Hey Hannibal,
First, sorry for the delay, you just activated the anti-spam system. It's really effective, just a tad overly aggressive on new posters!
You'll only have this problem under certain circumstances (including links, but not limited to that) for your first posts, and then it'll go away. We tend to be pretty quick to allow posts, anyway!
And I agree with you, perhaps in the future I should just link to my pieces too instead of trying to summarize, because after rereading some of the things I said on the subject I definitely summarized too much!
What I meant (and that's what I said in this
news piece) is that the *first* iteration of Larrabee will not be aimed at the gaming market at all, as far as I can see.
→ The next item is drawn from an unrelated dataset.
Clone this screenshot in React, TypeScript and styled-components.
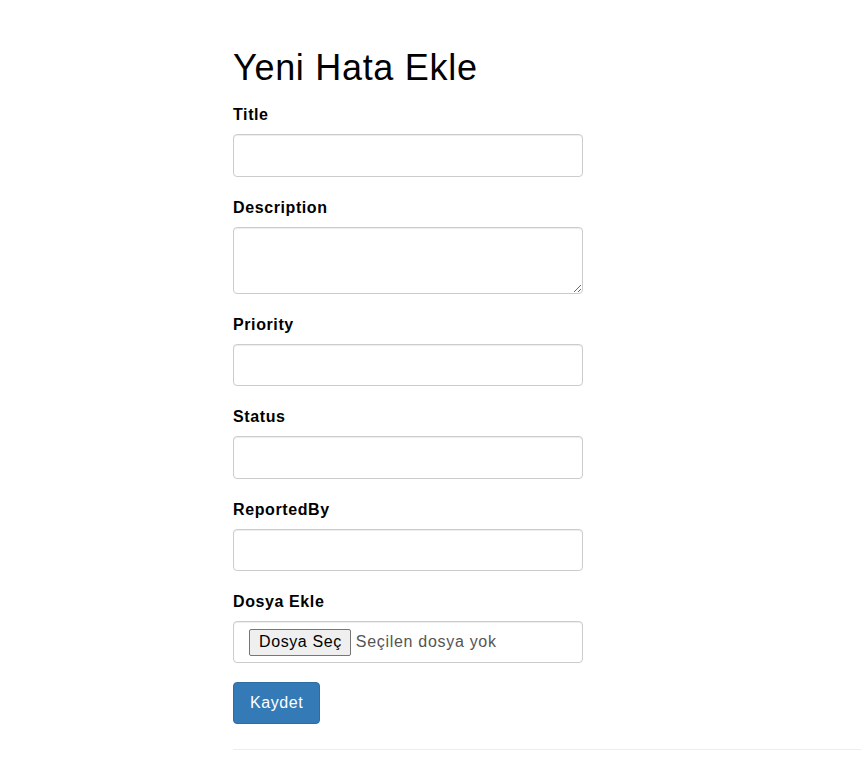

I tend to speak of Larrabee as the "chip", but you're probably right that it is the name of the core, and as such refers to the whole range of chips that will be manufactured based on the Larrabee architecture. And I agree that Intel is probably hoping that this includes gaming down the road; in which case, the fixed-function units aimed at the GPGPU market would presumably be replaced by traditional GPU units. I'd presume that there would be a delay of 9-12 months between the GPGPU iteration and the GPU iteration, however, but I could be wrong.
The big question there in my mind, however, is whether Intel wants to implement rasterization as a fixed-function process, or if they are still (blindly, imo) hoping for raytracing to become a viable opportunity. We'll see. For their own sake, I hope that they are not naive enough to believe raytracing will be a viable *replacement* for rasterization in the 2010 timeframe. As an added bonus for some effects, it could be quite interesting by then though, I think.
Also, another very important factor is the perf/mm² of Larrabee for gaming tasks, if it wants to enter that market. In the GPGPU space, your margins are going to be ridiculously high anyway, so who cares if the chip costs you $100 or $300 to manufacture? Perf/watt will matter, but perf/mm² won't. In the gaming market, on the other hand, you cannot hope to compete with a less efficient architecture (unless you got fab space to burn, but that's not a viable long-term strategy!)
If a Larrabee derivative for gaming can get within 35-40% of the perf/transistor of G100/R800 for gaming tasks, then that could get very interesting, because of Intel's fab advantage and their willingness to burn some cash to make the project successful initially. If they can't get that efficient, then it is largely irrelevant and both NVIDIA and AMD will have wasted hundreds of millions of dollars trying to compete with a threat that doesn't exist. Heh.
One major advantage that Larrabee has on its side is that Paul Otellini recently said that he wanted to move more products to "node n" rather than "node n+1" in the future. This is a tidbit I didn't see anyone mention, but I think it's very significant, because it does imply that discrete graphics chips would certainly always be on the cutting edge node, rather than the previous one.